A half-cast, a mestizo, who recognises the priest in a village, follows him relentlessly, and proves his Judas. He lures the priest – who has just stepped into the safe state – to return as a dying man wants to say his last confession. Priest knows that mestizo will betray him for the reward the state has announced, but he cannot refuse the wish of an individual for confession. He is fearful of death, but cannot abdicate his duty, and willingly walks into the trap - ‘He had never really believed that he would ever get back to parish work and the daily Mass and the careful appearances of piety, but all the same you needed to be a little drunk to die’.

Until his last moment, the worldly whisky-priest is ignorant about the concepts of good and bad, as his religion has taught him. He only knows that people who need religion, cannot be denied it. He tells the police lieutenant just before being shot, – ‘I don’t know a thing about the mercy of God: I don’t know how awful the human heart looks to Him. But I know this – that if there’s ever been a single man in this state damned, then I’ll be damned too. … I wouldn’t want it to be any different. I just want justice, that’s all’.

 

Is this a great religious novel? Was Greene a religious novelist?

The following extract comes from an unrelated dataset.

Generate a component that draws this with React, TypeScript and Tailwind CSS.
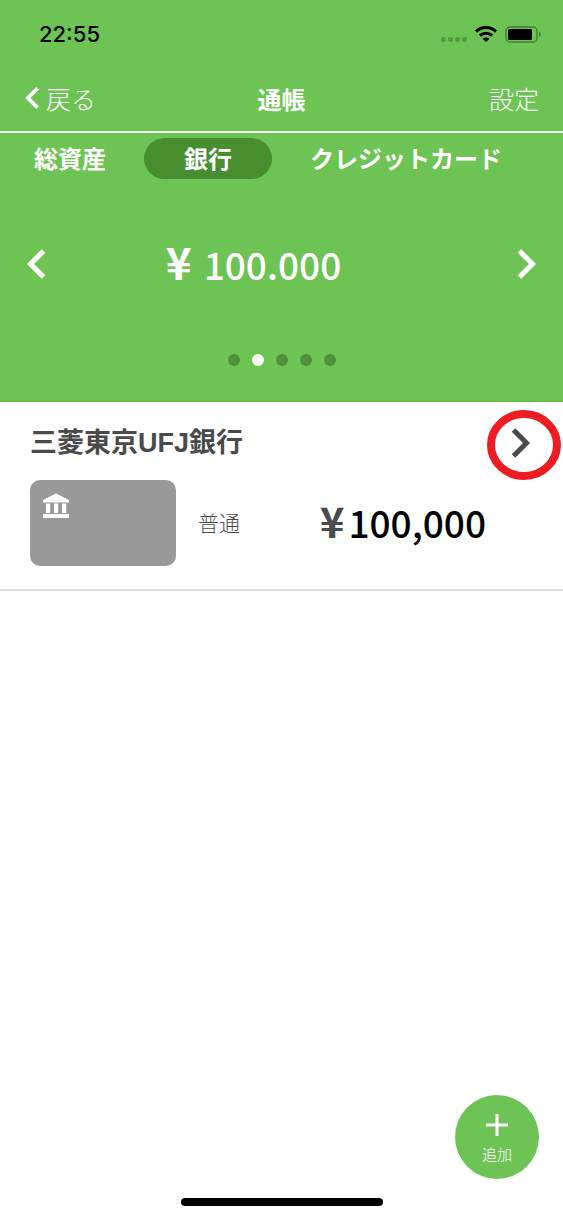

From what I gather from his books, Greene had a torturous relation with religion. He was not convinced that world is Godless. But he often found the religious explanations of good and bad, at odds with common sense. Through the theme of religious persecution, Greene has carved an exquisite tale of human frailty and heroism. Whisky-priest is one of the most memorable characters of the twentieth-century English literature. Greene’s prose is subtle and sophisticated. It grows on you, insidiously and gradually. But the joys it proffers are matchless. One can say of it, what William Boyd wrote for John Le Carre, that it ‘enhances massively the sheer aesthetic pleasure of reading’.